Task brief:
In the material below, find every line with "this" and pull it out.

(Rows from a dataset of pages and code)
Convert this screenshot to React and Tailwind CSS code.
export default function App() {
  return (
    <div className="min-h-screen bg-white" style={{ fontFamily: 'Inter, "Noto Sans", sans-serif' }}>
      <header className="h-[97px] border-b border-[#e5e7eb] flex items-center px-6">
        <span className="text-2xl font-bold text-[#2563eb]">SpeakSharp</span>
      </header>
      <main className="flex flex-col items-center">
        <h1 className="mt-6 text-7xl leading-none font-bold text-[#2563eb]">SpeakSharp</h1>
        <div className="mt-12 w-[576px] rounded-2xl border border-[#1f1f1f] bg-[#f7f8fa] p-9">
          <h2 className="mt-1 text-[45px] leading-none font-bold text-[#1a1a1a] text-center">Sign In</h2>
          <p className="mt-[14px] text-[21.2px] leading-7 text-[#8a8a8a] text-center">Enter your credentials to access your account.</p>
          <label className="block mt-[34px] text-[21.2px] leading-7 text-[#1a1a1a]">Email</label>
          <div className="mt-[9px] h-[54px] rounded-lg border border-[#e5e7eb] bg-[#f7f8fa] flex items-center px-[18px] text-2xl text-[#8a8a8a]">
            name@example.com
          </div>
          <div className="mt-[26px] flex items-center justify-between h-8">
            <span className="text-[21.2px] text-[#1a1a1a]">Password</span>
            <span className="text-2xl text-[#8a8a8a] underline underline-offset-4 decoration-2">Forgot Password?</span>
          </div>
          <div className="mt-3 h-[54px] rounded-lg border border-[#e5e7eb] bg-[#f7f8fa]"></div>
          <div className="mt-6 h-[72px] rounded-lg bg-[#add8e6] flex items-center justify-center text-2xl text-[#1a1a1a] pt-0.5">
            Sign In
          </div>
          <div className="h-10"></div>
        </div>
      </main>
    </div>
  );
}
--
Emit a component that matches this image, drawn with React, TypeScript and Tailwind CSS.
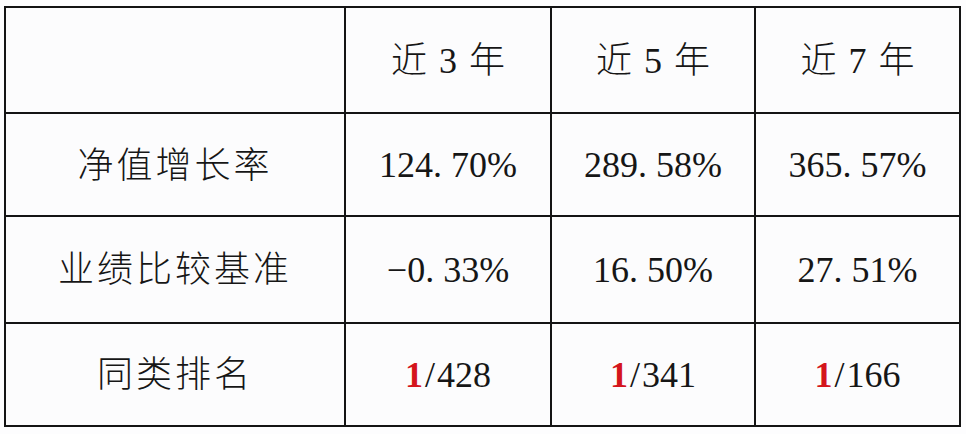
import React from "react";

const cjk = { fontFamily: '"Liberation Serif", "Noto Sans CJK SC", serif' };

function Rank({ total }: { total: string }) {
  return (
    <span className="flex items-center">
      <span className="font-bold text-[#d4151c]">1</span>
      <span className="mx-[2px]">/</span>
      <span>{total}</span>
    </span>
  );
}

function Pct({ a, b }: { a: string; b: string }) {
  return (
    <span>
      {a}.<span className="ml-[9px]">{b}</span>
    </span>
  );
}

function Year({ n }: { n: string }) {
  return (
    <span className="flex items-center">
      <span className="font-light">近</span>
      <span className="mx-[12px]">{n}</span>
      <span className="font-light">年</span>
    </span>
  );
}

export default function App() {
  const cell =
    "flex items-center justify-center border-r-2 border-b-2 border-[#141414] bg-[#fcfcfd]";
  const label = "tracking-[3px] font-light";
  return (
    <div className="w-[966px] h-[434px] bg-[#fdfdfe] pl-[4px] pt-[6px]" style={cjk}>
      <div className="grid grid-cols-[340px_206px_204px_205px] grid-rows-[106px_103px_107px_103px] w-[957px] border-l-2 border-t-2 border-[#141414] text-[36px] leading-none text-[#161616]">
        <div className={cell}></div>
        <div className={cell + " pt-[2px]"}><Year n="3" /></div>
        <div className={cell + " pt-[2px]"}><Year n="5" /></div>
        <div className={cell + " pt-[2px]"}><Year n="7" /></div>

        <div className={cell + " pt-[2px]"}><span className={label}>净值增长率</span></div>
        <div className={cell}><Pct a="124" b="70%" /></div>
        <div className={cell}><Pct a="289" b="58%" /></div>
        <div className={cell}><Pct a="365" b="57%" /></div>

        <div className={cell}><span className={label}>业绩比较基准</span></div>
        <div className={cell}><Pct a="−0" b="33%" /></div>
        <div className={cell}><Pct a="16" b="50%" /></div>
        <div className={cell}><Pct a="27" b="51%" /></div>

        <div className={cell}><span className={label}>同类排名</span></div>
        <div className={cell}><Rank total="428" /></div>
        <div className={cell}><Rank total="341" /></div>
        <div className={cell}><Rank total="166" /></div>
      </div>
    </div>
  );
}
==
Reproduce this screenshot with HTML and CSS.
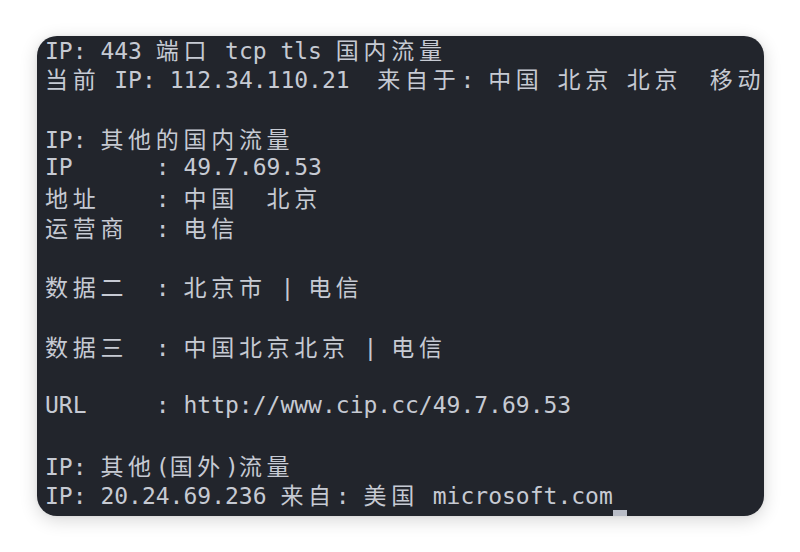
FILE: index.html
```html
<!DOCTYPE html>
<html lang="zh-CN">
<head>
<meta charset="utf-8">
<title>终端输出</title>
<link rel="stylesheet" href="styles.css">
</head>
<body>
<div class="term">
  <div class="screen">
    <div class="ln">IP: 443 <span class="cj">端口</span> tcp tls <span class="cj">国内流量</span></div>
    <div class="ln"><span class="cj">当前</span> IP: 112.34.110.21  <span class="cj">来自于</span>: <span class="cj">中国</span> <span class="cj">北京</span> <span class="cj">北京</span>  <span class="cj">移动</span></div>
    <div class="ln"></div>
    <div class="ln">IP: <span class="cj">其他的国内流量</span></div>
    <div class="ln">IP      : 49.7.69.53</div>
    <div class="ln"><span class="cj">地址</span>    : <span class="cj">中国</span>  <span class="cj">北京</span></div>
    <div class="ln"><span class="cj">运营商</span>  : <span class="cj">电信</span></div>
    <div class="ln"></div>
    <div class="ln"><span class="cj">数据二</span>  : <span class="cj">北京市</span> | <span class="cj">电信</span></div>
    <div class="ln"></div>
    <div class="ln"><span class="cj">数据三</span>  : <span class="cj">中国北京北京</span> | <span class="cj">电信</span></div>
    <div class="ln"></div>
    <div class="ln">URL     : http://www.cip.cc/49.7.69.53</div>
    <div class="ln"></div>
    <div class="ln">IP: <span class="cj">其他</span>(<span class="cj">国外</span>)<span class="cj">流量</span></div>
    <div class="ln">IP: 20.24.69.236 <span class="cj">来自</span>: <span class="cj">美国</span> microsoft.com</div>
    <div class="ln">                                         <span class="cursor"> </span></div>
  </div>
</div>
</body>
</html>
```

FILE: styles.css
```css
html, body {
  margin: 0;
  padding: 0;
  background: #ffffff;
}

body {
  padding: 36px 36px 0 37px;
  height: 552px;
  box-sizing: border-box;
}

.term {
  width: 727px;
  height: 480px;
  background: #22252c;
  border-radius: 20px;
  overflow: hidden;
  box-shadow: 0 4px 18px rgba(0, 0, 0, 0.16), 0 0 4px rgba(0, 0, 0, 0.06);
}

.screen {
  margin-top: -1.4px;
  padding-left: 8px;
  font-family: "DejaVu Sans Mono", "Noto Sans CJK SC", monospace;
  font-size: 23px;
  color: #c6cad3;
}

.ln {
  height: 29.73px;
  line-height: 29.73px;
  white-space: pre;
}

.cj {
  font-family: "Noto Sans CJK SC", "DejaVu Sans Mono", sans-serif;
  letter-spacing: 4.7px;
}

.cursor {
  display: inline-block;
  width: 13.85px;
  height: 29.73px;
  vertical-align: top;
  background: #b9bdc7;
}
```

Exercise solution:
Convert this screenshot to React and Tailwind CSS code.
Emit a component that matches this image, drawn with React, TypeScript and Tailwind CSS.
Reproduce this screenshot with HTML and CSS.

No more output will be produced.